A. V. KUZNETSOV

ANALOGUES OF “SHEFFER’S STROKE” IN CONSTRUCTIVE LOGIC

(Presented by Academician P. S. Novikov on 29 VI 1964)

1.

As is well known, there exists a Boolean function, usually called “Sheffer’s stroke” \(({}^1)\), and expressible by the formula \(\overline{(p \& q)}\) (or \(\overline{pq}\)), such that by means of superpositions one can express through this function any Boolean function (i.e., any function of the algebra of logic, or, in other words, any function of the class \(P_2\) \(({}^2)\)). The question naturally arises whether this situation is preserved in passing from classical logic to constructive (i.e., intuitionistic) logic; whether there are in it analogues of “Sheffer’s stroke,” i.e., objects possessing an analogous property. Since in the constructive logic of propositions no functions are usually constructed,* we shall, modifying the formulation of the question accordingly, seek such analogues of “Sheffer’s stroke” that are formulas.

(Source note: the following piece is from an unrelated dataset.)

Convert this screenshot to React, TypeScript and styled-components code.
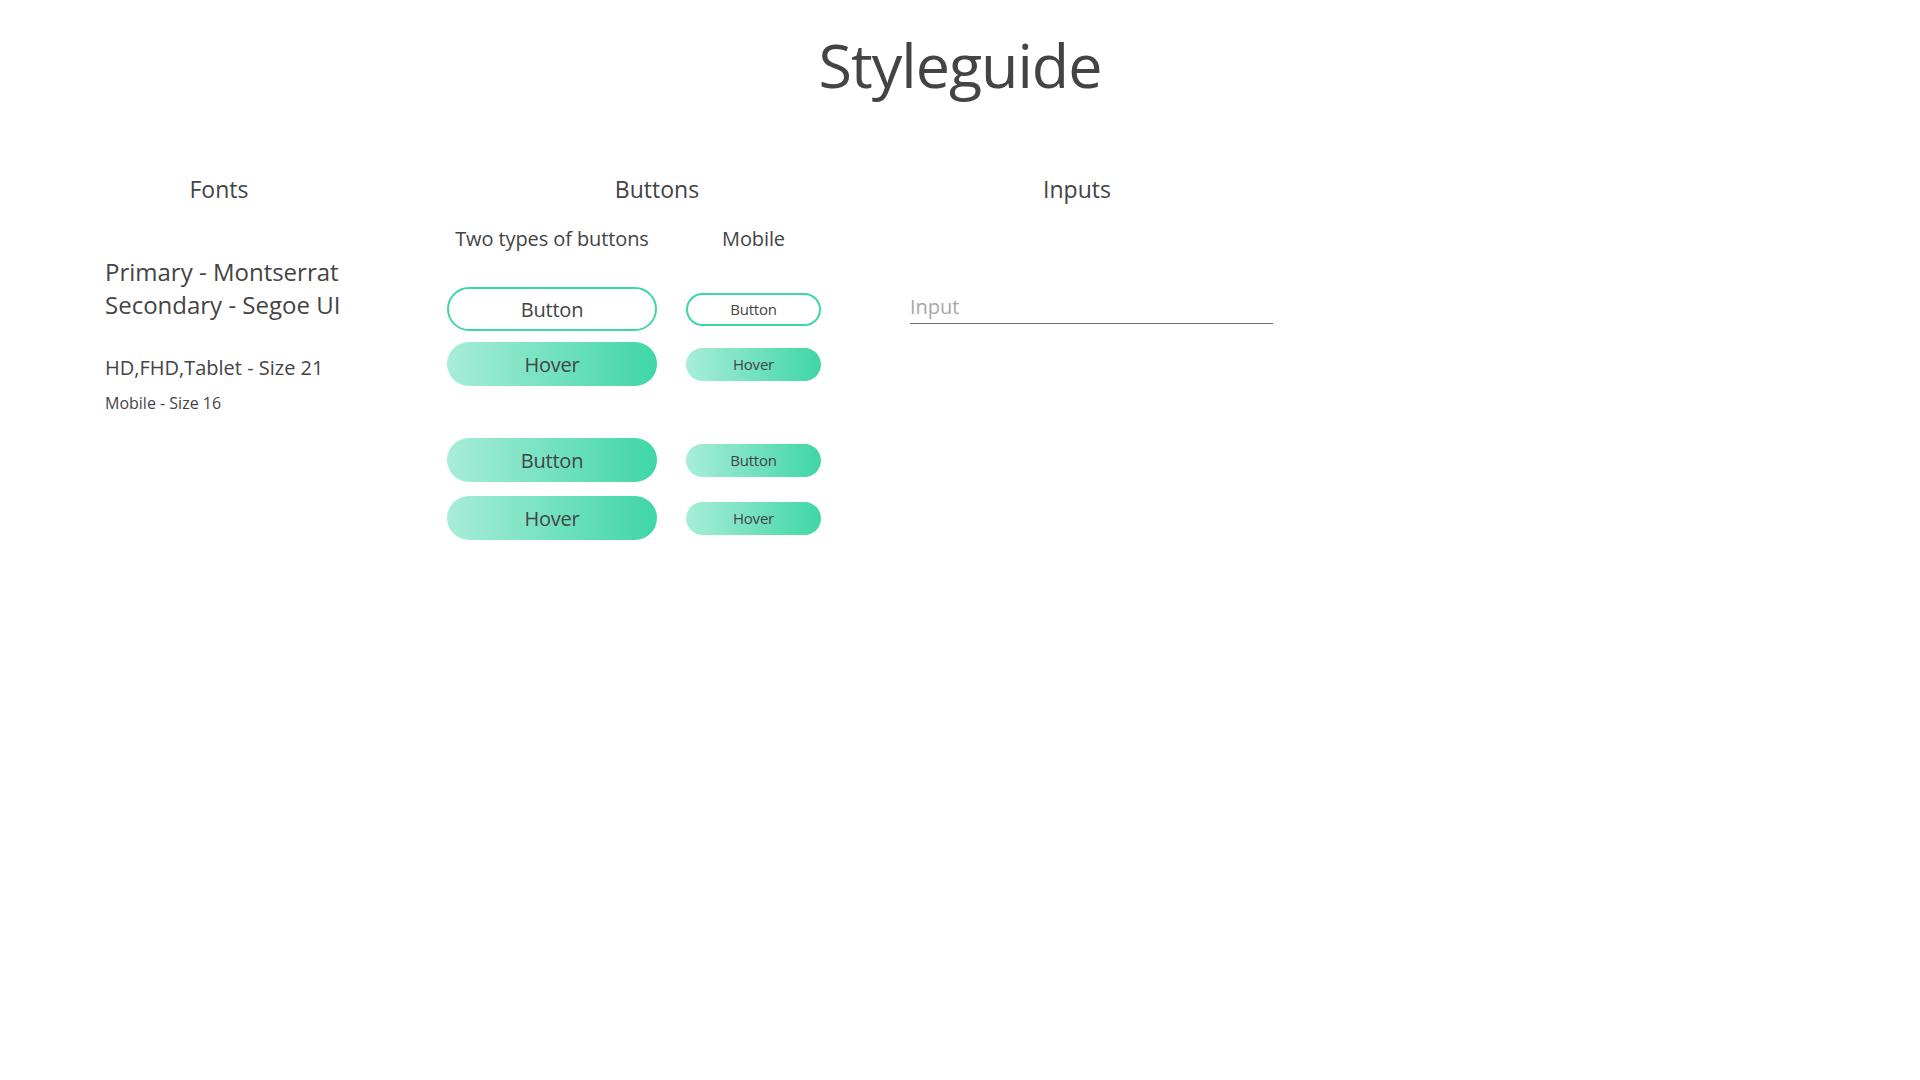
import React from 'react';
import styled, { createGlobalStyle } from 'styled-components';

const TEXT = '#444444';
const MINT = '#3fd6a6';
const MINT_LIGHT = '#a8edd8';

const GlobalStyle = createGlobalStyle`
  html, body {
    margin: 0;
    padding: 0;
    background: #ffffff;
  }
  body {
    font-family: 'Open Sans', 'Noto Sans', sans-serif;
    color: ${TEXT};
  }
`;

const Page = styled.div`
  width: 1920px;
  height: 1080px;
  display: flex;
  flex-direction: column;
`;

const Title = styled.h1`
  margin: 22px 0 0;
  text-align: center;
  font-size: 61px;
  font-weight: 400;
  line-height: 86px;
  letter-spacing: -1px;
`;

const Sections = styled.div`
  display: flex;
  align-items: flex-start;
  padding-left: 105px;
  margin-top: 65px;
`;

interface ColumnProps {
  width: number;
  offset?: number;
}

const Column = styled.section<ColumnProps>`
  width: ${(p) => p.width}px;
  margin-left: ${(p) => p.offset ?? 0}px;
  display: flex;
  flex-direction: column;
`;

const SectionHeader = styled.h2`
  margin: 0;
  text-align: center;
  font-size: 23px;
  font-weight: 400;
  line-height: 32px;
  white-space: nowrap;
`;

const FontNames = styled.div`
  margin-top: 50px;
  font-size: 24px;
  line-height: 33px;
  white-space: nowrap;
`;

interface SizeNoteProps {
  size: number;
  top: number;
}

const SizeNote = styled.div<SizeNoteProps>`
  font-size: ${(p) => p.size}px;
  line-height: ${(p) => Math.round(p.size * 1.4)}px;
  margin-top: ${(p) => p.top}px;
  white-space: nowrap;
`;

interface ButtonRowProps {
  top: number;
}

const ButtonRow = styled.div<ButtonRowProps>`
  display: grid;
  grid-template-columns: 210px 135px;
  column-gap: 29px;
  align-items: center;
  justify-items: center;
  margin-top: ${(p) => p.top}px;
`;

const SubHeader = styled.div`
  font-size: 20px;
  line-height: 30px;
  white-space: nowrap;
  letter-spacing: -0.1px;
`;

interface PillProps {
  filled?: boolean;
  small?: boolean;
}

const Pill = styled.button<PillProps>`
  box-sizing: border-box;
  width: ${(p) => (p.small ? 135 : 210)}px;
  height: ${(p) => (p.small ? 33 : 44)}px;
  border-radius: 999px;
  border: ${(p) => (p.filled ? 'none' : `2px solid ${MINT}`)};
  background: ${(p) =>
    p.filled ? `linear-gradient(90deg, ${MINT_LIGHT} 0%, ${MINT} 100%)` : '#ffffff'};
  color: ${TEXT};
  font-family: inherit;
  font-size: ${(p) => (p.small ? 15 : 20)}px;
  letter-spacing: -0.2px;
  padding: 0;
  cursor: pointer;
  outline: none;
`;

const InputField = styled.input`
  box-sizing: border-box;
  width: 363px;
  margin: 88px 0 0 33px;
  padding: 0 0 4px;
  border: none;
  border-bottom: 1px solid #707070;
  background: transparent;
  font-family: inherit;
  font-size: 20px;
  line-height: 26px;
  height: 31px;
  color: ${TEXT};
  outline: none;

  &::placeholder {
    color: #a8a8a8;
  }
`;

export default function App() {
  return (
    <Page>
      <GlobalStyle />
      <Title>Styleguide</Title>
      <Sections>
        <Column width={228}>
          <SectionHeader>Fonts</SectionHeader>
          <FontNames>
            Primary - Montserrat
            <br />
            Secondary - Segoe UI
          </FontNames>
          <SizeNote size={20} top={33}>
            HD,FHD,Tablet - Size 21
          </SizeNote>
          <SizeNote size={16} top={10}>
            Mobile - Size 16
          </SizeNote>
        </Column>

        <Column width={420} offset={114}>
          <SectionHeader>Buttons</SectionHeader>
          <ButtonRow top={19}>
            <SubHeader>Two types of buttons</SubHeader>
            <SubHeader>Mobile</SubHeader>
          </ButtonRow>
          <ButtonRow top={33}>
            <Pill>Button</Pill>
            <Pill small>Button</Pill>
          </ButtonRow>
          <ButtonRow top={11}>
            <Pill filled>Hover</Pill>
            <Pill filled small>Hover</Pill>
          </ButtonRow>
          <ButtonRow top={52}>
            <Pill filled>Button</Pill>
            <Pill filled small>Button</Pill>
          </ButtonRow>
          <ButtonRow top={14}>
            <Pill filled>Hover</Pill>
            <Pill filled small>Hover</Pill>
          </ButtonRow>
        </Column>

        <Column width={400} offset={10}>
          <SectionHeader>Inputs</SectionHeader>
          <InputField placeholder="Input" />
        </Column>
      </Sections>
    </Page>
  );
}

For the sake of completeness, and for use in the proofs, we shall consider, besides constructive and classical logics, also some other propositional logics. However, in order to avoid complications superfluous for the present work, we shall regard a logic as given as soon as the set of all formulas true in it is given (where in some cases truth may be understood as derivability in one or another calculus, and in others as universal validity under one or another interpretation).

2.

Definition of the concept of a formula (of propositional logic): the alphabet

\[ p\ q\ r\ s\ t\ 0\ 1\ (\ )\ \&\ \vee\ \supset\ \neg; \]

the words \(p_0, q_0, r_0, s_0\), and \(t_0\) are variables (hereafter denoted for short by \(p, q, r, s\), and \(t\), respectively); if \(A_0\) is a variable, then \(A_{10}\) is also a variable**; a variable is a formula; if \(A\) and \(B\) are formulas, then \(\neg A\), \((A \& B)\), \((A \vee B)\), and \((A \supset B)\) are formulas.

Considering one or another logic \(L\), we shall denote by \(V(L)\) the set of all formulas true in \(L\).

A logic \(L\) is called enumerable if \(V(L)\) is recursively enumerable. A logic \(L\) is called superconstructive if \(V(L)\) is closed under applications of the substitution rules and modus ponens (cf. \(({}^1)\), p. 67) and all formulas in the following list belong to \(V(L)\):

\[ (p \supset (q \supset p)),\quad ((p \supset (q \supset r)) \supset ((p \supset q) \supset (p \supset r))),\quad ((p \& q) \supset p), \]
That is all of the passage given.